From the underrated melancholic melodies of Blaze Foley to the Highwayman Waylon Jennings, Tales from the Tour Bus is a trip down memory lane that makes frequent stops at some of the dodgiest restrooms of history. Present by Mike Judge (he of Silicon Valley, King of the Hill and Beavis & Butthead fame), Tales from the Tour Bus is rendered in a distinct style of animation.
Every antic and legend is recreated in animation, with each episode featuring interviews with friends and family who knew these Country stars the best. It’s also an uncompromising look at the real people and the very real cost of their careers. The heartache and the drama of a life lived on the stage and the moments between being spent on inhaling a line of cocaine or downing an entire bottle of Jack Daniels before a performance.
It’s a music documentary without any coat of sugar on top, but at the same time Tales from the Tour Bus is a reminder that these musical masters were still very human when they weren’t in the spotlight. Flawed, yet relatable. Just people like you and me at the end of the day. In an entertainment industry that usually prefers to gloss over the more controversial moments of a superstar’s life, that makes for a refreshing examination of country music’s greatest performers.

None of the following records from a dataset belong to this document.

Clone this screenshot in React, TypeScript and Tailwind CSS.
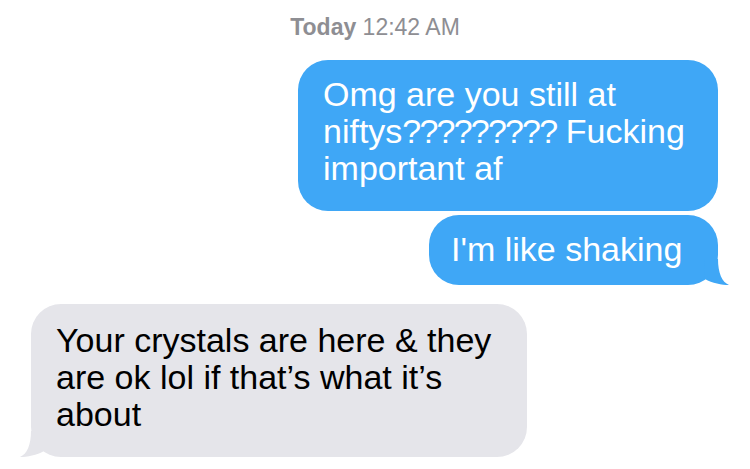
import React from "react";

const font = { fontFamily: '"Liberation Sans", Arial, sans-serif' };

function BlueTail() {
  return (
    <svg
      className="absolute right-[-12px] bottom-0"
      width="26"
      height="26"
      viewBox="0 0 26 26"
    >
      <path d="M0 0 L14 0 C14 14 18 23 25 26 C18 26 8 24 1 20 Z" fill="#3fa7f6" />
    </svg>
  );
}

function GrayTail() {
  return (
    <svg
      className="absolute left-[-12px] bottom-0"
      width="26"
      height="26"
      viewBox="0 0 26 26"
    >
      <path d="M26 0 L12 0 C12 14 8 23 1 26 C8 26 18 24 25 20 Z" fill="#e5e5ea" />
    </svg>
  );
}

export default function App() {
  return (
    <div
      className="w-[750px] h-[469px] bg-white flex flex-col overflow-hidden"
      style={font}
    >
      <div className="mt-[14px] h-[26px] leading-[26px] text-[23px] text-center text-[#8e8e93]">
        <span className="font-bold">Today</span> 12:42 AM
      </div>

      <div className="flex justify-end pr-[32px] mt-[20px]">
        <div className="relative w-[420px] h-[151px] rounded-[30px] bg-[#3fa7f6] pl-[25px] pt-[16px] text-white text-[34px] leading-[37px] whitespace-nowrap">
          Omg are you still at
          <br />
          niftys<span className="tracking-[-1.8px]">?????????</span> Fucking
          <br />
          important af
        </div>
      </div>

      <div className="flex justify-end pr-[32px] mt-[4px]">
        <div className="relative w-[289px] h-[70px] rounded-[30px] bg-[#3fa7f6] pl-[22px] pt-[16px] text-white text-[34px] leading-[37px] whitespace-nowrap">
          I'm like shaking
          <BlueTail />
        </div>
      </div>

      <div className="flex justify-start pl-[31px] mt-[19px]">
        <div className="relative w-[496px] h-[153px] rounded-[30px] bg-[#e5e5ea] pl-[25px] pt-[18px] text-black text-[34px] leading-[37px] whitespace-nowrap">
          <GrayTail />
          <span className="relative">
            Your crystals are here &amp; they
            <br />
            are ok lol if that’s what it’s
            <br />
            about
          </span>
        </div>
      </div>
    </div>
  );
}
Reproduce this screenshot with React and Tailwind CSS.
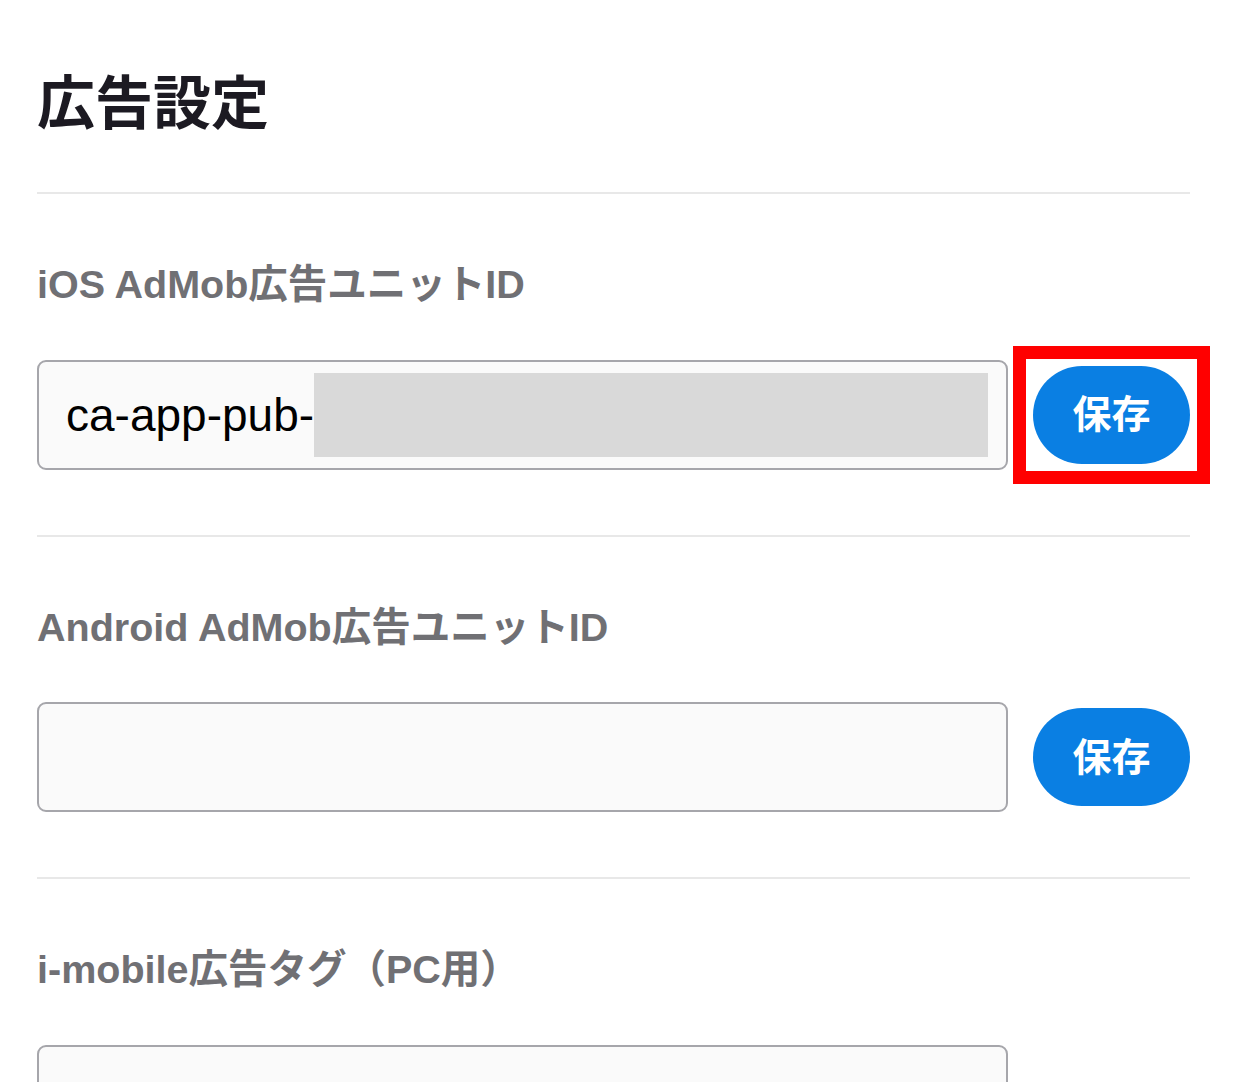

It makes for a story that feels raw and real, eventually ending up with a greater appreciation for the sacrifices that Johnny Paycheck, George Jones and Billy Joe Shaver made for their art. And while there’s plenty of ugliness to the truth of who these people really were, it’s handled with a level of sincerity and respect that is hard to match.
And that’s what the series comes down to. Stories. Tales that may not be entirely true, but still feel believable. You tell any story long enough and it becomes a legend, something that Tales from the Tour Bus is full of. Jerry-Lee Lewis deciding to liven a party up by firing a machine gun into his office ceiling while surrounded by hungover friends and fans? Wild stuff.
If you weren’t a fan of country music before you start watching Mike Judge Presents: Tales from the Tour Bus, chances are that you’ll be one by the time you’re finished watching this magnificent series of musical renegades.